Where a CPE serves a single user device then management of a session can be further understood with reference to FIG. 3 which is a flow diagram illustrating the steps involved in initiating communication between a user device 100 and a remote device 102. Initially at step 300 the user device subscribes with the service aggregation device and a data session control identifier such as a user name is assigned or selected for the user, an associated service session control function such as an appropriate policy being stored against the user name in the AAA server.
At step 302 the user device 100 initiates an explicit service session with the aggregation device 110. This can occur, for example, when a user logs on to the user device and requests Internet access. At step 304 the aggregation device 110 needs to retrieve the data session control identifier associated with the user. In particular the aggregation device receives limited information from the user device identifying it, namely the source device IP address. As mentioned above, in order to obtain the policy for the user device, however, the user name is required as data session control identifier. Hence the aggregation device at step 304, sends the source address to the management device 112.
One known approach for this step is described in U.S. Pat. No. 6,983,332 of Lou et al., “Port-bundle host-key mechanism,” commonly assigned herewith and incorporated herein by reference for all purposes as if fully set forth herein. According to the approach described in Lou et al., where an aggregation device handles multiple CPEs there is a risk of reuse of a common IP address, use of a non-recognised local address space between the aggregation device and the portal or of multiple aggregation devices communicating with a portal. Lou et al. addresses these issues by replacing the source port number and source port address with an aggregation device assigned port number and address associated with the CPE source address. The replacement port number and source address are sent to the management device which maintains a table and returns the correct user name.
Reverting to FIG. 3, at step 306 the management device returns a data session control identifier recognizable by the AAA server such as a user name and at step 308 the aggregation device sends the user name to the AAA server. At step 310 the AAA server retrieves the policy associated with the user name for service session control and returns this to the aggregation device. At step 312 the aggregation device 110 applies the policy to the service session permitting data sessions between the user device and remote entities.
In most instances the CPE 108 serves a plurality of user devices 100, 118, 120 forming a community of source devices 122. In this case it is known for the CPE to act as a community translation service device. In particular because a local address space may be introduced between the CPE and the community 122 of devices, the addresses may not be recognizable to external devices as the aggregation device 110. In particular, as can be seen with reference to FIG. 4 which is a translation table implemented by the CPE and FIG. 5 which is a flow diagram illustrating translation steps performed by the CPE, the CPE swaps the user device source address for a CPE assigned translated source identifier which acts as an “overloaded” IP address serving multiple user devices.

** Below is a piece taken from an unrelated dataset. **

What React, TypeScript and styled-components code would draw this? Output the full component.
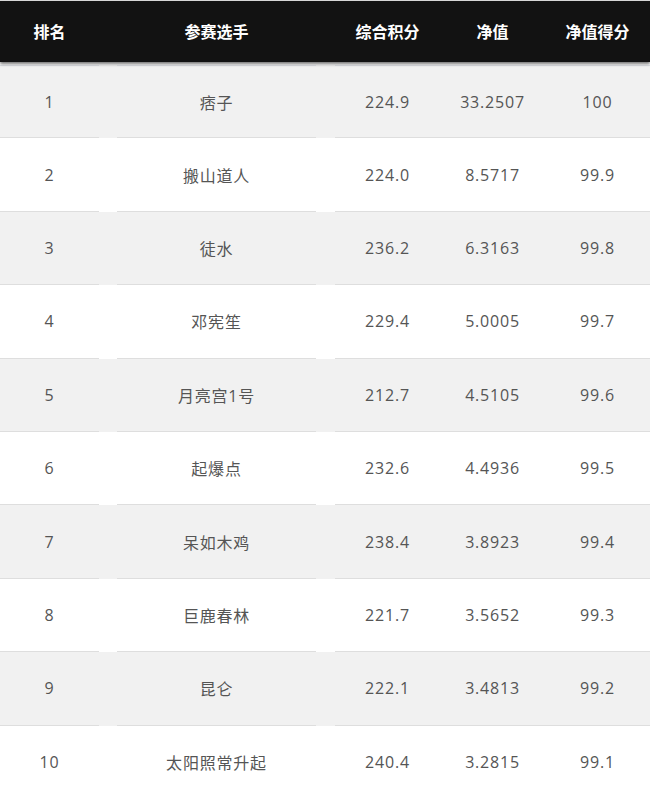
import React from "react";
import styled, { createGlobalStyle } from "styled-components";

const GlobalStyle = createGlobalStyle`
  html, body {
    margin: 0;
    padding: 0;
    background: #fff;
  }
  body {
    font-family: "Open Sans", "Noto Sans CJK SC", "Noto Sans", sans-serif;
  }
`;

const Table = styled.div`
  width: 650px;
  overflow: hidden;
`;

const Header = styled.div`
  position: relative;
  z-index: 1;
  display: flex;
  height: 61px;
  border-top: 1px solid #d6d6d6;
  background: #121212;
  box-shadow: 0 2px 3px rgba(0, 0, 0, 0.55);
`;

interface ICellProps {
  $width?: number;
  $gap?: number;
}

const HeadCell = styled.div<ICellProps>`
  flex: ${props => (props.$width ? `0 0 ${props.$width}px` : "1 1 0")};
  margin-left: ${props => props.$gap || 0}px;
  display: flex;
  align-items: center;
  justify-content: center;
  color: #fff;
  font-family: "Noto Sans CJK SC", sans-serif;
  font-size: 16px;
  font-weight: 700;
  padding-bottom: 1px;
`;

const Body = styled.div`
  margin-top: 3px;
`;

const Row = styled.div<{ $odd: boolean }>`
  display: flex;
  height: 73.4px;
  background: ${props => (props.$odd ? "#f1f1f1" : "#fff")};

  &:first-child > div {
    border-top: 1px solid #dfe2e7;
  }
`;

const Cell = styled.div<ICellProps>`
  box-sizing: border-box;
  flex: ${props => (props.$width ? `0 0 ${props.$width}px` : "1 1 0")};
  margin-left: ${props => props.$gap || 0}px;
  display: flex;
  align-items: center;
  justify-content: center;
  border-bottom: 1px solid #dedede;
  color: #555;
  font-size: 16px;
  font-weight: 400;
  letter-spacing: 0.8px;
`;

const columns: ICellProps[] = [
  { $width: 99 },
  { $width: 199, $gap: 18 },
  { $gap: 19 },
  {},
  {}
];

const heads = ["排名", "参赛选手", "综合积分", "净值", "净值得分"];

const rows = [
  ["1", "痞子", "224.9", "33.2507", "100"],
  ["2", "搬山道人", "224.0", "8.5717", "99.9"],
  ["3", "徒水", "236.2", "6.3163", "99.8"],
  ["4", "邓宪笙", "229.4", "5.0005", "99.7"],
  ["5", "月亮宫1号", "212.7", "4.5105", "99.6"],
  ["6", "起爆点", "232.6", "4.4936", "99.5"],
  ["7", "呆如木鸡", "238.4", "3.8923", "99.4"],
  ["8", "巨鹿春林", "221.7", "3.5652", "99.3"],
  ["9", "昆仑", "222.1", "3.4813", "99.2"],
  ["10", "太阳照常升起", "240.4", "3.2815", "99.1"]
];

const App: React.FC = () => (
  <>
    <GlobalStyle />
    <Table>
      <Header>
        {heads.map((title, i) => (
          <HeadCell key={title} {...columns[i]}>
            {title}
          </HeadCell>
        ))}
      </Header>
      <Body>
        {rows.map((row, r) => (
          <Row key={row[0]} $odd={r % 2 === 0}>
            {row.map((val, i) => (
              <Cell key={i} {...columns[i]}>
                {val}
              </Cell>
            ))}
          </Row>
        ))}
      </Body>
    </Table>
  </>
);

export default App;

In particular at step 500 the user device initiates a service session with its IP address as source identifier and a native data session identifier such as a TCP source port as data session identifier. At step 502 the CPE translates the source address to its own overloaded IP address. At step 504 the CPE additionally translates the TCP source port to its own TCP port in a Port Address Translation (PAT) step as described in more detail below. Then, as step 506, the CPE forwards returning traffic with the translated overloaded IP address and TCP port to the user device, reinstating the user device IP address as destination address and the user device assigned TCP port number.
A corresponding assignment scheme can be understood with reference to FIG. 4. Where, for example, the first user device 100 initiates a data session with the first remote device 102 it will use its IP address as source address and will also assign a TCP source port number, for example 1024. If a second user device 118 initiates a data session then it will similarly assign its IP address as source address and its own TCP source port which may be the same as that assigned by the first user device, as the session is between different entities. As a result both user devices 100 and 118 may have individual TCP connections with a first remote device 102 using different source addresses but the same TCP port. In a similar manner the respective user devices 100, 118 may also set up TCP connections with a second remote device 116 again with their respective source addresses but with the same TCP port 1025 assigned. As discussed above, the CPE 108 will replace the source address with its own overloaded IP address. In addition, however, in order to be able to distinguish the data sessions it will replace the natively assigned data session identifier, that is the TCP source port, with an assigned data session identifier such as a TCP port number pulled from a pool of available, non-assigned port numbers.
Referring to FIG. 4, therefore, it will be seen that where a data session has an input TCP port 1024 (column 402) and an input source address (column 404) of IP1 (for the first user device 100 connecting to the first remote device 102) and another data session has a TCP port 1024 and IP2 (for the second user device 118) then the CPE will assign an output port (column 406), say 1101, 1034 respectively corresponding to the connection and having an output source address (column 408) comprising the CPE address IPCPE. For purposes of clarity the corresponding connection is shown in column 400. Further connections between the first and second user device and second remote device 116 are shown with CPE assigned TCP port numbers 1042, 1106.
This approach is known as port address translation (PAT) and it will be seen that PAT obscures the identity of the host or user device. As a result where the IP addresses of multiple user devices such as PC's are translated to a single, overloaded IP address, with source ports assigned on a first-come-first-served basis across the connected PC's, it is not possible for a provider edge device such as an aggregation device to classify incoming packets as belonging to a particular host or user device without additional information being provided, typically through the application layer, for example through the use of HTTP cookies.
Hence the aggregation device must apply a common policy for all user devices within the community 122 served by the CPE 108. However this can give rise to various problems. Where the community comprises, for example, a domestic residence with multiple PC's used by different family members then it may be desirable to apply different policies to the different devices in order to exert parental control on content. Furthermore different devices may wish to use different ISP's. A further problem arises in the case of “triple play” where respective user devices comprise a PC having a data connection, a set top box requiring media content and a VoIP telephone requiring low latency connectivity. In addition or alternatively a security camera may have Internet connectivity. In that case it can be seen that different policies need to be applied for each device. More generally, additional flexibility is required in the application of policies to multiple user devices in a common community.